The first essential type is a classic object oriented system which will be used to monitor hardware status, networking equipment and non-dynamic services. This type of monitoring system allows for relational objects to be used allowing for host and service dependency creation. This allows for maintenance downtime to be created in a modular and inherited manner, along with an easy to understand representation of the entire infrastructure and how pieces relate. Nearly all of this structure, dependencies and configuration can be automatically generated out of the Configuration Management Database. I believe that Nagios fits best here, see explanation in “Monitoring System.”

External monitoring is also be needed to allow us to make sure that the infrastructure is functioning from a client’s perspective. I believe Pingdom or any substitute works very well for this. Classic monitoring systems being used from a remote location also work well.

Metrics based monitoring is also needed for grouping or time series based alerts which are difficult to do in dynamic scaling environment like AWS, GCP or Kubernetes, Prometheus or Telegraph/Influx/Chronograf/Kapacitor both work well.

Although in the future, as Kubernetes takes over, the classic object oriented monitoring system will only be needed for the underlying hardware.

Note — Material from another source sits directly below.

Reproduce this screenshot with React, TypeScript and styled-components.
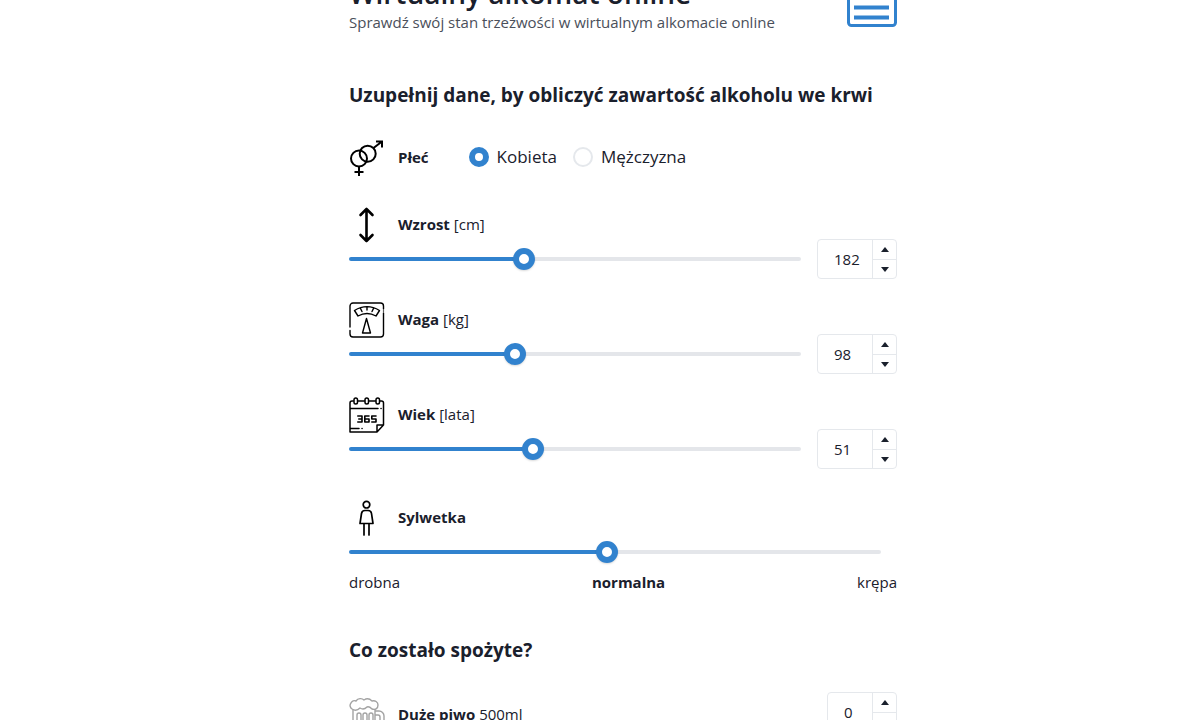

Classic Monitoring System Selection

I must also admit, after using Zabbix and Nagios since 2004, I’m still hugely in favor of moving to Nagios for the classic object oriented monitoring system. Here’s the critical areas where Zabbix falls down:

  1. Zabbix has no display page of transient errors or monitoring flapping detection. How would you ever be able to find or detect a flapping service? You could easily have a service up only 50% of the time and never know.
  2. The entire interface is quite a mess, you can’t even view hosts by hostgroup to get a wide view of the overall state of things.
  3. Zabbix’s API is horrible, you can’t do everything in it, leading you to have to hand configure things. You can also get out of sync with your configuration management database as tracking every cluster and host addition and deletion cannot be done in an automated fashion. In the past, I was able to autogenerate all my Nagios config right out of our configuration management database anytime a host or group changed and just reload Nagios, which took about a second.
  4. Zabbix relies on an SQL database which is another point of failure. Nagios doesn’t have any database dependency, state is tracked in a text file. This also means it’s much easier to create a high availability failover Nagios to automatically start when the master fails.

Monitoring Hardware

Making sure you have all your bases covered in hardware monitoring is critical to the health and uptime of your services. Here’s a few items you should make sure you’re monitoring:

  1. Setting up monitoring with smartctl on each of your hard drives for failures which should look for “FAILING” in the when_failed field when the hardware automatically triggers an issue. Hard drives are the #1 most likely to fail piece of hardware.
  2. Monitoring for all types of RAID that you’re running. Software raid can be monitored from /proc/mdstat and using a script that looks for an _ for missing disks works well. Hardware raid should also be monitored. Hard drives are the #1 most likely to fail piece of hardware.
  3. Monitoring for fan failures, which can be done through ipmitool chassis status. Fans are the #2 most likely to fail piece of hardware.
  4. Monitoring for power supply failures which can be tricky based on the hardware type. Some may expose themselves through ipmitool, others may not.